Oksana Domnina and Maxim Shabalin of Russia provoked some controversy with their original dance – set to Australian Aboriginal music – and their costume design, which many found garish. The theme of the original dance was folk or country, and while it was recommended that couples should use traditional folk or country music and dance styles native to their own nations, this was not a requirement. Domnina and Shabalin's routine was set to what they described as Australian Aboriginal music, complete with heavy drums, a didgeridoo, and vocal chanting; and their costumes consisted of dark flesh-toned bodysuits with red loincloths, decorated with white markings and faux green leaves, as well as face paint. Bev Manton, chairwoman of the New South Wales Aboriginal Land Council, found their depiction of Aboriginal and Torres Strait Islander culture offensive, although she did not believe that was their intention.

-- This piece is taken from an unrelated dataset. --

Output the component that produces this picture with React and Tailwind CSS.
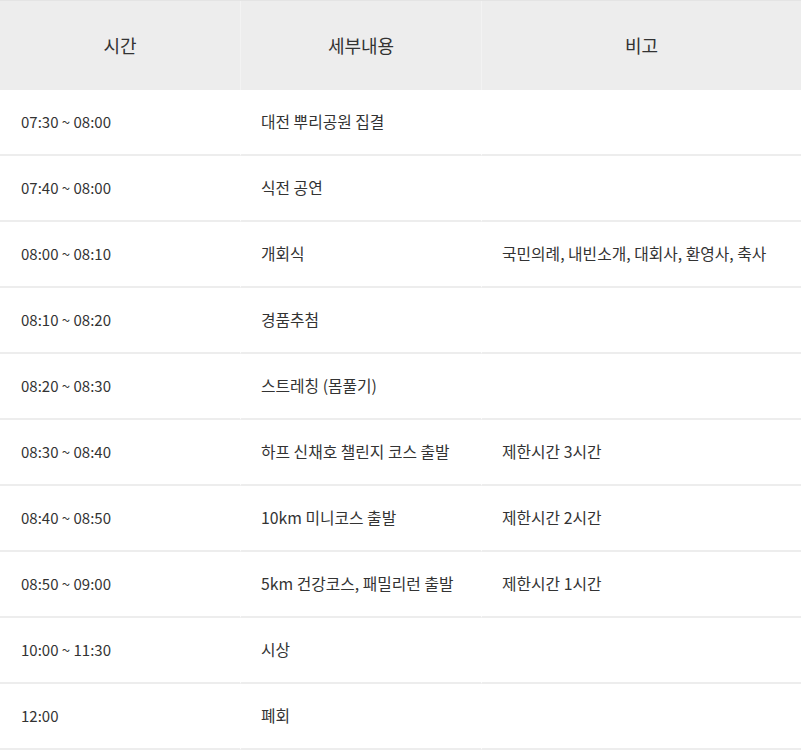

Upon hearing that Domnina and Shabalin intended to perform the same routine at the 2010 Winter Olympics, representatives of the First Nations, in whose traditional land the 2010 Winter Olympics were being held, offered to meet with them. They recommended that Domnina and Shabalin contact Aboriginal and Torres Strait Islander communities in Australia for feedback before coming to the Olympics. Ultimately, Domnina and Shabalin's costumes were slightly modified for the Olympics; Shabalin's bodysuit was a lighter color tan and neither he nor Domnina wore any face paint.